» **SHORT TASK**
Write the data out again exactly, with no pictures.

» **DATA BLOCK**
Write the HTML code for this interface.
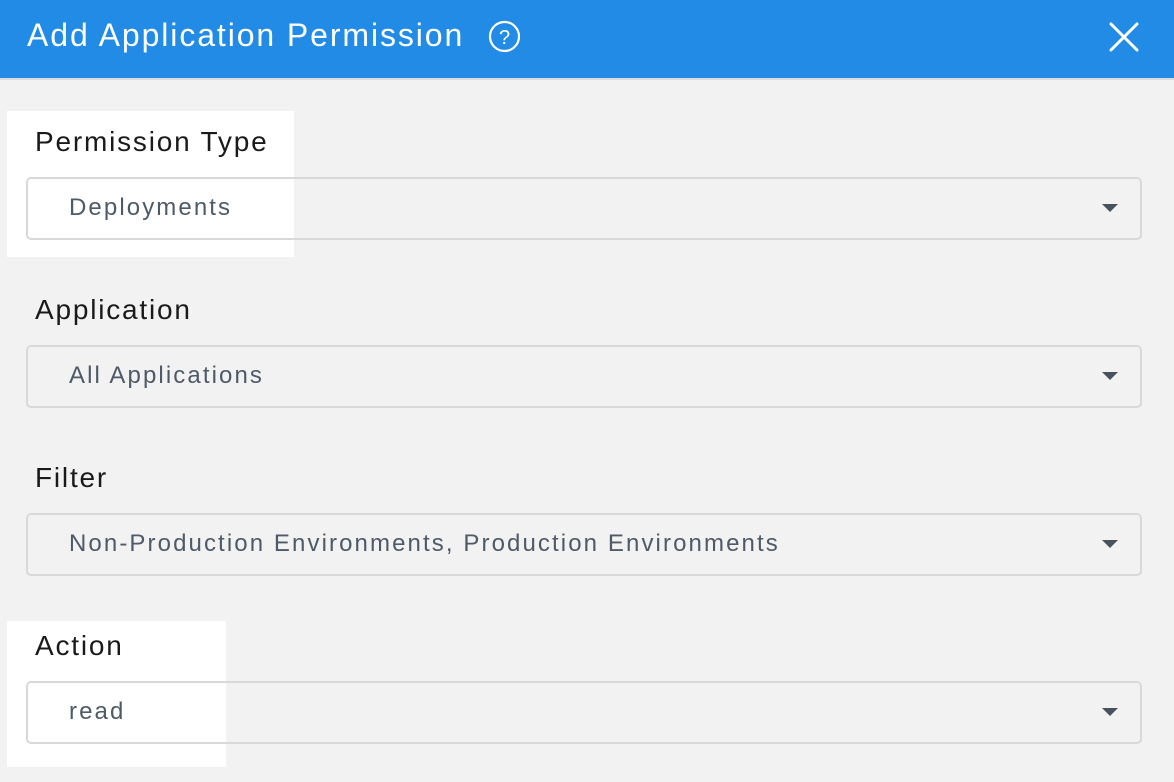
<!DOCTYPE html>
<html><head><style>
*{margin:0;padding:0;box-sizing:border-box}
body{width:1174px;height:782px;background:#f2f2f2;font-family:"Liberation Sans",sans-serif;position:relative;overflow:hidden}
.hdr{position:absolute;left:0;top:0;width:1174px;height:80px;background:#218be6;border-bottom:2px solid #dcdcdc}
.title{position:absolute;left:27px;top:17px;color:#fff;font-size:32px;letter-spacing:1.9px}
.hl{position:absolute;background:#fff}
.lbl{position:absolute;left:35px;font-size:28px;color:#1a1a1a;letter-spacing:1.8px}
.fld{position:absolute;left:26px;width:1116px;height:63px;border:2px solid #d9d9dc;border-radius:5px}
.val{position:absolute;left:41px;top:15px;font-size:24px;color:#4f5a68;letter-spacing:2.1px}
.arr{position:absolute;right:22px;top:25px;width:0;height:0;border-left:8px solid transparent;border-right:8px solid transparent;border-top:8px solid #4a5260}
</style></head><body>
<div class="hdr">
<div class="title">Add Application Permission</div>
<svg style="position:absolute;left:488px;top:20px" width="33" height="33" viewBox="0 0 33 33"><circle cx="16.5" cy="16.5" r="14.5" fill="none" stroke="#fff" stroke-width="2.2"/><text x="16.5" y="24" text-anchor="middle" font-family="Liberation Sans" font-size="20" fill="#fff">?</text></svg>
<svg style="position:absolute;left:1108px;top:22px" width="32" height="30" viewBox="0 0 32 30"><path d="M3 2L29 28M29 2L3 28" stroke="#fff" stroke-width="3" stroke-linecap="round"/></svg>
</div>
<div class="hl" style="left:7px;top:111px;width:287px;height:146px"></div>
<div class="hl" style="left:7px;top:621px;width:219px;height:146px"></div>

<div class="lbl" style="top:126px">Permission Type</div>
<div class="fld" style="top:177px;background:linear-gradient(90deg,#fff 266px,transparent 266px)"><div class="val">Deployments</div><div class="arr"></div></div>

<div class="lbl" style="top:294px">Application</div>
<div class="fld" style="top:345px"><div class="val">All Applications</div><div class="arr"></div></div>

<div class="lbl" style="top:462px">Filter</div>
<div class="fld" style="top:513px"><div class="val">Non-Production Environments, Production Environments</div><div class="arr"></div></div>

<div class="lbl" style="top:630px">Action</div>
<div class="fld" style="top:681px;background:linear-gradient(90deg,#fff 198px,transparent 198px)"><div class="val">read</div><div class="arr"></div></div>
</body></html>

» **REPLY**
Write the HTML code for this interface.
<!DOCTYPE html>
<html><head><style>
*{margin:0;padding:0;box-sizing:border-box}
body{width:1174px;height:782px;background:#f2f2f2;font-family:"Liberation Sans",sans-serif;position:relative;overflow:hidden}
.hdr{position:absolute;left:0;top:0;width:1174px;height:80px;background:#218be6;border-bottom:2px solid #dcdcdc}
.title{position:absolute;left:27px;top:17px;color:#fff;font-size:32px;letter-spacing:1.9px}
.hl{position:absolute;background:#fff}
.lbl{position:absolute;left:35px;font-size:28px;color:#1a1a1a;letter-spacing:1.8px}
.fld{position:absolute;left:26px;width:1116px;height:63px;border:2px solid #d9d9dc;border-radius:5px}
.val{position:absolute;left:41px;top:15px;font-size:24px;color:#4f5a68;letter-spacing:2.1px}
.arr{position:absolute;right:22px;top:25px;width:0;height:0;border-left:8px solid transparent;border-right:8px solid transparent;border-top:8px solid #4a5260}
</style></head><body>
<div class="hdr">
<div class="title">Add Application Permission</div>
<svg style="position:absolute;left:488px;top:20px" width="33" height="33" viewBox="0 0 33 33"><circle cx="16.5" cy="16.5" r="14.5" fill="none" stroke="#fff" stroke-width="2.2"/><text x="16.5" y="24" text-anchor="middle" font-family="Liberation Sans" font-size="20" fill="#fff">?</text></svg>
<svg style="position:absolute;left:1108px;top:22px" width="32" height="30" viewBox="0 0 32 30"><path d="M3 2L29 28M29 2L3 28" stroke="#fff" stroke-width="3" stroke-linecap="round"/></svg>
</div>
<div class="hl" style="left:7px;top:111px;width:287px;height:146px"></div>
<div class="hl" style="left:7px;top:621px;width:219px;height:146px"></div>

<div class="lbl" style="top:126px">Permission Type</div>
<div class="fld" style="top:177px;background:linear-gradient(90deg,#fff 266px,transparent 266px)"><div class="val">Deployments</div><div class="arr"></div></div>

<div class="lbl" style="top:294px">Application</div>
<div class="fld" style="top:345px"><div class="val">All Applications</div><div class="arr"></div></div>

<div class="lbl" style="top:462px">Filter</div>
<div class="fld" style="top:513px"><div class="val">Non-Production Environments, Production Environments</div><div class="arr"></div></div>

<div class="lbl" style="top:630px">Action</div>
<div class="fld" style="top:681px;background:linear-gradient(90deg,#fff 198px,transparent 198px)"><div class="val">read</div><div class="arr"></div></div>
</body></html>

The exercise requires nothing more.